Motivate Your Leasing Team in the “Slow Season”

We recognize that this time of year can be a naturally quieter time for traffic.  However, when we know that it is a “slow season” it becomes even more important for your leasing team to inject energy into their working week and be proactive in their activities so that their performance does not lag. Of course we set goals to achieve our business objectives. However, setting goals is sometimes the easy part.
 
We also need to ensure the right training is in place. This gives our employees the tools to do their jobs effectively and thus realize our business goals. A company that invests in an employee’s professional growth is really investing in its own business. Therefore it is essential to provide the leasing team with appropriate training and also to encourage the members to work on their professional development.
 
An important management practice is to maintain an open-door policy. Leasing people should feel comfortable communicating to their manager about job dissatisfactions. A good manager makes time to share concerns or give and take constructive feedback from their subordinates. In addition, if a manager becomes aware of an employee’s concerns, they have an opportunity to address any issues at an early stage. This can often resolve a situation before it has escalated. By taking control, the manager can also communicate the official company policy, if that is appropriate, or simply lend a receptive ear. Employees sometimes just want their feelings or concerns to be recognized and an available manager helps to fulfill that purpose. Knowing their manager supports them can be very beneficial to an employee’s morale, which in turn often leads to sustained or increased productivity.
 
One of the most popular ways of motivating our leasing teams especially at naturally quieter times is through incentive programs, which can be very effective. If targets are not being met however, it may be time to take a second look at our incentive program.
 
A good incentive program for the leasing team should include:
  • Setting achievable goals. These are essential in maintaining the motivation of your leasing team. Unrealistic, unachievable goals run the risk of de-motivating the team, causing energy levels to plummet with disastrous consequences for the business.
  • Be absolutely certain that your leasing people understand your expectations of them and how they will be rewarded for success. As a guideline, it is unwise to reward the team for only achieving minimal standards. Once the base requirements are being met consistently, you will have the foundation on which higher goals can be set.
  • Consequences for failing to achieve targets. Ensure that there is a downside to not meeting the required standards. Sometimes people are motivated more by seeking to avoid an outcome, than by achieving one.

    Make the incentive program's timeline clear so that everyone knows exactly when it starts, ends and that your evaluation will be of their output between these two points.

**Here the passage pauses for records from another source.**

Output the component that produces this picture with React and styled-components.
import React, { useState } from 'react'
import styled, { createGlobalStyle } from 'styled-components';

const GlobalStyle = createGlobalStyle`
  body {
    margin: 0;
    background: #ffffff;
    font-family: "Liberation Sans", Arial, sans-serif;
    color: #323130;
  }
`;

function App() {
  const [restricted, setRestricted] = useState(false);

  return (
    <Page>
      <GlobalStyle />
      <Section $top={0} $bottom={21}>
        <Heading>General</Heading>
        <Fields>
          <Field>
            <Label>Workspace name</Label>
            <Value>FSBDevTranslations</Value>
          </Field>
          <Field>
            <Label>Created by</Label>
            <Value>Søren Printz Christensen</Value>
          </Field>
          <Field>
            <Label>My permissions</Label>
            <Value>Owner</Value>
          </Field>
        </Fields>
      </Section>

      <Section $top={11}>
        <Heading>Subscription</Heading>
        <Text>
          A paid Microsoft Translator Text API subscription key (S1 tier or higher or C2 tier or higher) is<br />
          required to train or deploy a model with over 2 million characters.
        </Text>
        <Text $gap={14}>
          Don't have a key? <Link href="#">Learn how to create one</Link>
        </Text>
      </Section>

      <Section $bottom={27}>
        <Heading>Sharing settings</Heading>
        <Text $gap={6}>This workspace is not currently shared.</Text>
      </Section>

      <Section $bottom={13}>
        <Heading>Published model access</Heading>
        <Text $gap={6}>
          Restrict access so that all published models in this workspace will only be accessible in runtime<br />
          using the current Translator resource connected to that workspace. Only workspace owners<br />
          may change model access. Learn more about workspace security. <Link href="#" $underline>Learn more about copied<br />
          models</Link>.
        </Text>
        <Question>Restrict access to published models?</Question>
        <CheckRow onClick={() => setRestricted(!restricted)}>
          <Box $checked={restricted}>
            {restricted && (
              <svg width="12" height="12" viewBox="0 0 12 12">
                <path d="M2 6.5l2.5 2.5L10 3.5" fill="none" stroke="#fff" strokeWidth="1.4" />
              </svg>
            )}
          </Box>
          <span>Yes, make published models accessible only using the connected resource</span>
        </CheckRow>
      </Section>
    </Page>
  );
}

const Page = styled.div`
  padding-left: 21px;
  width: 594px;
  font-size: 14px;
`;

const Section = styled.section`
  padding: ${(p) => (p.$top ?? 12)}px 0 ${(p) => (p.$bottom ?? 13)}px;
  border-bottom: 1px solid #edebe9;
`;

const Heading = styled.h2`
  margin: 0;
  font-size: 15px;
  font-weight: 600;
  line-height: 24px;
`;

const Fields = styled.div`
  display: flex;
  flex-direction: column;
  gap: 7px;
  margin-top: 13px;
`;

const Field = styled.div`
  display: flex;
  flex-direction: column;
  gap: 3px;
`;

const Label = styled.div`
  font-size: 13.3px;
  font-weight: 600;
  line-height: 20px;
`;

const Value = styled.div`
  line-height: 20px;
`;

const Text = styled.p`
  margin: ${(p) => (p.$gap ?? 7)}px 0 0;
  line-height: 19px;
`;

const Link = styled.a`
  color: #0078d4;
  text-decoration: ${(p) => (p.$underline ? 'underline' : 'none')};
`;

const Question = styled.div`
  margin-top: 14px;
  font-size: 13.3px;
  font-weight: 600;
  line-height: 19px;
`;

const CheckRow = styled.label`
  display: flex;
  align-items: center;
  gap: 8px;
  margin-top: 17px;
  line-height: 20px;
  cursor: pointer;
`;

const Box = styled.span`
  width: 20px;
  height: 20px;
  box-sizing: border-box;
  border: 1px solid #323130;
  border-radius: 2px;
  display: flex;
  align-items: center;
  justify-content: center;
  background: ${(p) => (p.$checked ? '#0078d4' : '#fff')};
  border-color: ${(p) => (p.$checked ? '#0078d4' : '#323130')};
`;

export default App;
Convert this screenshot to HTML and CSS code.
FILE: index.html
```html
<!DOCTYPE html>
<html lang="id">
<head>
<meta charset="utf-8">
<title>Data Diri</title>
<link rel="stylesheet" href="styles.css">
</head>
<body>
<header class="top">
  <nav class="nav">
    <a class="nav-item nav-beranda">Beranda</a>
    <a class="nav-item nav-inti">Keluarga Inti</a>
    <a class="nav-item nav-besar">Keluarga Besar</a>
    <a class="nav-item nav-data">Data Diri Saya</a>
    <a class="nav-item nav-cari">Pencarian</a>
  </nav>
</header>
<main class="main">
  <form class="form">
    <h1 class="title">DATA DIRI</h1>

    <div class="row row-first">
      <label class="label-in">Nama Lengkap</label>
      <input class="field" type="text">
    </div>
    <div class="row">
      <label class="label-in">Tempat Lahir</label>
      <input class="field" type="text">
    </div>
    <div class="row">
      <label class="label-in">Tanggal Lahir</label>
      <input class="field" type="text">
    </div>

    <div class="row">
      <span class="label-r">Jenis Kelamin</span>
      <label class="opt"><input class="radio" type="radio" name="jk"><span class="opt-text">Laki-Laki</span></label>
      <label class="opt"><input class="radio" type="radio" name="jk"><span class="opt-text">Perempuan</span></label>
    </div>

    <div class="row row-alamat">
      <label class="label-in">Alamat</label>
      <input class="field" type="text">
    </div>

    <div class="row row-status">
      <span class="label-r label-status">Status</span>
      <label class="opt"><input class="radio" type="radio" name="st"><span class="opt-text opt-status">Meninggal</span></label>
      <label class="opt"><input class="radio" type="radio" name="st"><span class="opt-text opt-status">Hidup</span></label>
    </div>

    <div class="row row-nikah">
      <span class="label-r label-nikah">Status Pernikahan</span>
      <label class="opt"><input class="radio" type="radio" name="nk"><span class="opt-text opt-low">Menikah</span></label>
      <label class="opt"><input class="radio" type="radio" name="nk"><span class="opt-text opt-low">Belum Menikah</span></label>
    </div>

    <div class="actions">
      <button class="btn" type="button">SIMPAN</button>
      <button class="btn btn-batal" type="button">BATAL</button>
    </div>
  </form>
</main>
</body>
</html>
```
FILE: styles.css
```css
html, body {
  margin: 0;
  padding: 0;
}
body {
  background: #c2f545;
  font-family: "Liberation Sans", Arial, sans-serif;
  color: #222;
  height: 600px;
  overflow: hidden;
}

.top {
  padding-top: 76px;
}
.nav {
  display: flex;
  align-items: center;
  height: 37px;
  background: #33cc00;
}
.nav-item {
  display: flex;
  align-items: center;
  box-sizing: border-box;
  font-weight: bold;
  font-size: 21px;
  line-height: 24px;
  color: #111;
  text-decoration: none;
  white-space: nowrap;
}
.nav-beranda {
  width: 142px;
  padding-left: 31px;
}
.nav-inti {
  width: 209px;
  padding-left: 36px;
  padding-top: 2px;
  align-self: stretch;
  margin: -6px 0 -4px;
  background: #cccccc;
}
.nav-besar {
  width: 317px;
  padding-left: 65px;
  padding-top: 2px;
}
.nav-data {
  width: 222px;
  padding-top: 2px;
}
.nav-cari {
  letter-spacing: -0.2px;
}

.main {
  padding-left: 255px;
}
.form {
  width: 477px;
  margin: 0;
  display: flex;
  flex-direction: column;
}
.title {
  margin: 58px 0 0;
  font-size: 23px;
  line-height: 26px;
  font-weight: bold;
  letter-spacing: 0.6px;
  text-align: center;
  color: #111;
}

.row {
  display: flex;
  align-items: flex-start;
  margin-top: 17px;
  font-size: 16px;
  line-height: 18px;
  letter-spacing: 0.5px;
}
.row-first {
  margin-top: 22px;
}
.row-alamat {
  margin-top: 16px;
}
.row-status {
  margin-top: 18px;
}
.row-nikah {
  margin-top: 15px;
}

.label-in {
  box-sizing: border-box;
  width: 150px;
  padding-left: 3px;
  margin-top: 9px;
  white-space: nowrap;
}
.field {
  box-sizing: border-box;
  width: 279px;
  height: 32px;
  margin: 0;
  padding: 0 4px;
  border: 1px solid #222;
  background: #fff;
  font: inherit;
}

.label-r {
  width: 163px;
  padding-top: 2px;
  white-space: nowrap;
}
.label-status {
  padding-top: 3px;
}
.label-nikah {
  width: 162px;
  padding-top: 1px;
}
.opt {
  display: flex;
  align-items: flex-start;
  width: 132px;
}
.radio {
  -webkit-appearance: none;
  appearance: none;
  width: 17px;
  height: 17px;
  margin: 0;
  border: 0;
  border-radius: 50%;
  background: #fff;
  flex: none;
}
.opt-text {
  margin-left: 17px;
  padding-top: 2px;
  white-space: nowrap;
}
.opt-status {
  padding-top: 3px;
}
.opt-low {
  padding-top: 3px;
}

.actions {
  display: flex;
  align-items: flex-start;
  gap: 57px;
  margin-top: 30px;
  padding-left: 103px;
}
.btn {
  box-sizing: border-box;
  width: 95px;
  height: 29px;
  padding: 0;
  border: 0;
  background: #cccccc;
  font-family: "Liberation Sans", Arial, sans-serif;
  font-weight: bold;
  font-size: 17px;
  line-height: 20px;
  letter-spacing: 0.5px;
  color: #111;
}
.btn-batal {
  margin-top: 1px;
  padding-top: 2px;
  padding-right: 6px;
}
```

  • Establish the reward up front and ensure that people have a clear picture in their mind of what they are working for – make sure that they can see the prize. If a person can imagine using it, they will feel its possible loss more acutely and should work harder to secure it. While cash is versatile, often other incentives can be more powerful. Selecting rewards that friends or family can share are often greatly effective e.g. Free dinner for two at a well-known restaurant. If the representative can share the results of her/his efforts with others, the incentive attains an additional social benefit that may increase its attraction and motivate them to succeed.